De Bethune reprises its Asian-influenced creations in the new Maestri’Art Collection

MESOAMERICAN art and a night sky scene that can be personalized; these are just a couple of themes De Bethune has dabbled with in the past. In its latest offering though, the watchmaker has yet again looked to the Far East as it reprises, albeit in a different manner, its DB25 Imperial Fountain collection.

Released in 2013 — two years earlier than the DB25 Quetzalcoatl and five years ahead of the DB25 Starry Varius (the pieces referenced above) — the DB25 Imperial Fountain came in only 12 examples. Each timepiece depicts on its dial an animal head figure from the Chinese zodiac. The hand-engraved bas relief sculptures are replicas of the figures adorning the water clock at the Old Summer Palace in Beijing.
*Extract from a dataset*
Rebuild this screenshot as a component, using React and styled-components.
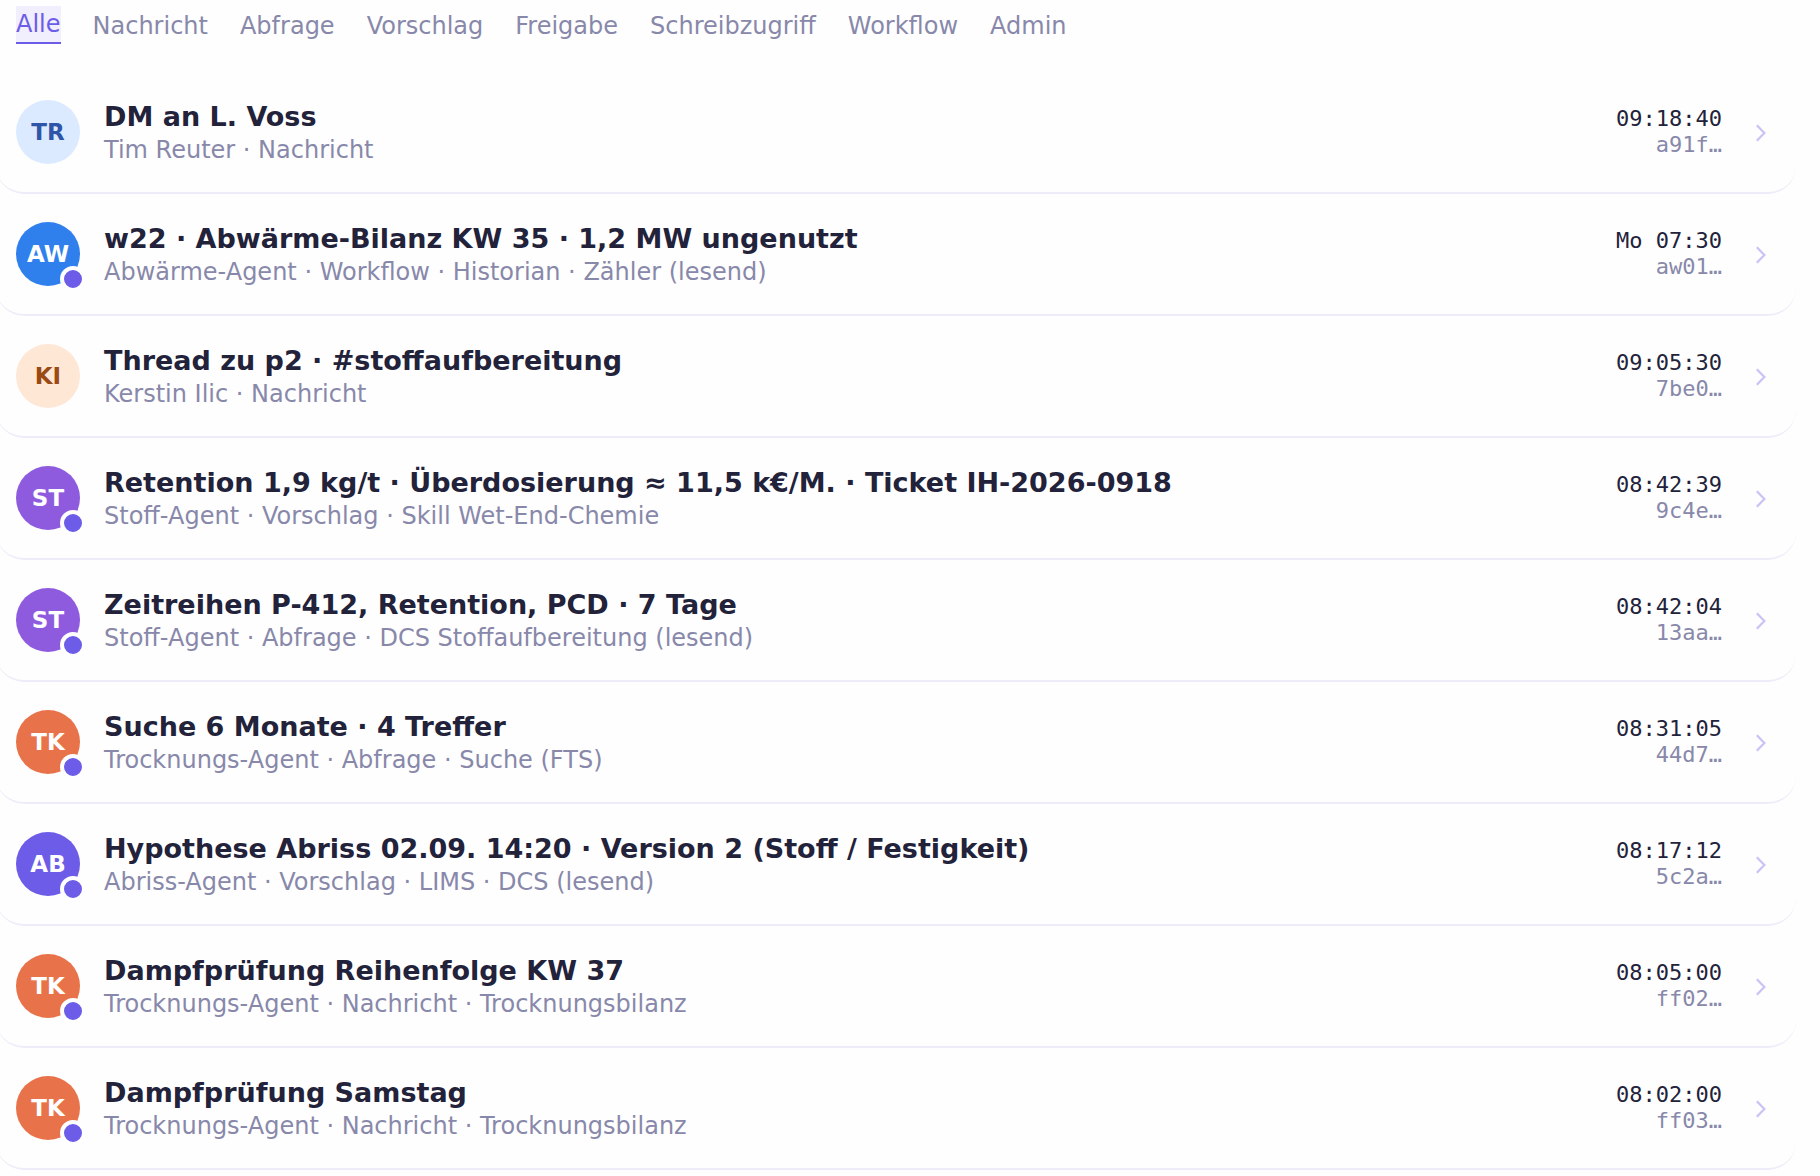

De Bethune’s new two-model release, christened Maestri’Art Collection, also draws inspiration from Asia — Japan and China, to be specific. The Asian influence on the latest watches, however, is not merely skin-deep. The first is fashioned from a type of metal alloy that Bethune says is little known in the West, the other is an exercise in artisanal techniques as applied on high-tech titanium.

In the Maestri’Art 1 De Bethune re-imagines the tsuba, the hand guard of a Japanese sword. It is that piece of metal, often round, that’s mounted perpendicularly at the junction where the blade meets the handle. It’s usually made of iron, although silver and copper were used, too. And then there were the variety of copper alloys — brass, bronze and even Japanese ones like shakudo and shibuichi — that have found their way into a tsuba. At times sparse, at times heavily decorated with engravings and gold inlays, a tsuba declares the social status and philosophy of the sword’s owner.

Which is exactly what the Maestri’Art 1 communicates, too. The watch’s 43-millimeter case has a dial that isn’t so much a dial but could actually pass for a scaled down tsuba. The case and the dial have textured surfaces in a matte black finish, with the majority of the dial’s landscape engraved (a bit “crudely” to approximate the tools used during the era in which a sword is actually indispensable) with a dragon, a tiger, clouds and Japanese foliage. Gold inlays accentuate the key elements of the images depicted. At the center of the dial resides the, well, watch’s true dial, the one on which hour markers and two hands reside. Despite the diminutive dimensions of the markers and hands though, they remain legible as they come in white, setting them off against the black backdrop.

Powering the Maestri’Art 1 is De Bethune’s AutoV2 self-winding calibre that spins at 28,800vph, has 29 jewels and a power reserve of 60 hours. It also boasts of De Bethune’s patented balance wheel and a rotor made from titanium and tungsten alloy. Only the balance wheel mechanism peeks through the caseback as more engravings are lavished on this space.

As for the material of the case itself; well, De Bethune is cryptic, only revealing it used “alloy according to Japanese ancestral methods.”

If the Maestri’Art I leans toward Japanese aesthetics, the Maestri’Art II looks to Chinese iconography — koi carp in particular, which Chinese farmers in the 17th century raised in their rice paddies (the Japanese adopted the practice later). As such, found on the predominantly blue dial of the Maestri’Art II are a carp and a dragon, with the engraving deliberately made more polished when compared against the tsuba.

Rendered in titanium with gold accents, the watch’s dial is also adorned with 12 diamond hour markers, and polished steel hour and minute hands. The 42-millimeter case that wraps over the dial is also finished in blue, grade 5 titanium. Visible through the sapphire crystal caseback is De Bethune’s hand-wound calibre DB2005, which has 27 jewels, ticks at 28,800vph, and can work for six days after a full crank. This movement is nicely decorated, too.

The artwork on both pieces in the new Maestri’Art Collection were done by master engraver Michele Rothen, whose ministrations have also graced the products of other luxury watchmakers. This time though, her gazed delightfully turned eastward.